AS Home Secretary Theresa May prepares to kibosh Anti-Social Behaviour Orders – Asbos – there is a serious debate to be had about how well they worked in Camden, where they were dished out at a pace that hardly any local authority in the country could keep puff with. There’s also another chance to see this collector’s item: a picture of former Camden Council leader Dame Jane Roberts punching her way through an Avril Lavine poster. Just look at the anger in those clenched teeth. She hates fly-posting. Really hates it. The Town Hall used Asbos to clamp down on fly-posting music companies six years ago.

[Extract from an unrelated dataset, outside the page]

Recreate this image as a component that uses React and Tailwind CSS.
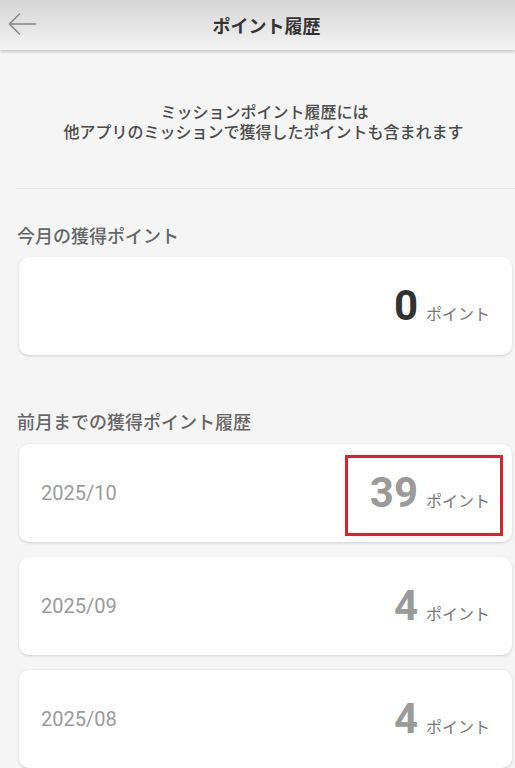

The Asbo argument is hard to reconcile in this area of London. Of course they sound draconian. There is something medieval sounding about running the baddies out of town. A step up from ‘Wanted’ posters, something like that. But the transformation of King’s Cross in particular challenges the opposition. Sex is surely still sold on that neighbourhood’s streets, drugs still peddled – but not in the same quantity and not in broad daylight on Euston Road. Crack pipes are no longer common litter in telephone boxes and on doorsteps.
The most persistent offenders were of course collared by Asbos. Court orders made it illegal for some of them to walk down certain streets around the stations and the Town Hall buildings, a punch to their human rights that was always worthy of scrutiny. Yet I know from reporting and investigating some of these cases that the Asbos actually changed their lives for the better. Not all – but some.

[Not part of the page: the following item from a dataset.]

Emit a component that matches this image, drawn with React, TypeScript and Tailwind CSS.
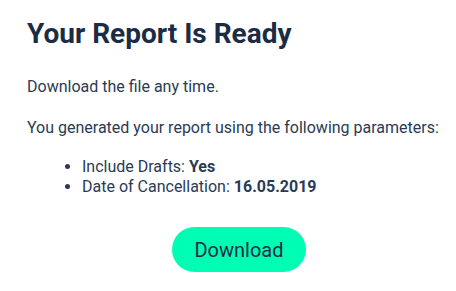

Addicts and women working as prostitutes were zombified in a near daily cycle, descending on what had become an entrenched meeting place for troubled souls in King’s Cross. They would be arrested, locked up for a couple of days or weeks – or zapped with a fine they couldn’t pay – and then on release they would head like homing pigeons right back to the same bloody marketplace.
Of course there should have been more holistic measures to break this cycle, but the coercion was set against critical, pretty desperate times. People often say there was a rush to clean up King’s Cross for developers and Eurostar commuters. But the door at Highbury Corner Magistrates Court was revolving with the same crack-ruined faces in need of speedy help. Headline-grabbing Asbos which Camden sought to obtain against music companies and fly-posters bent the parameters of the system. The ambition and creativity from the legal brains actually just gave critics the chance to mock a catch-all shotgun that looked like it was being obsessively fired in all directions. The drug addict who retreated from her chaotic life in King’s Cross, back to her roots in Essex, later telling how her Asbo had saved her life should nevertheless can’t be ignored. It’s not cut and dry.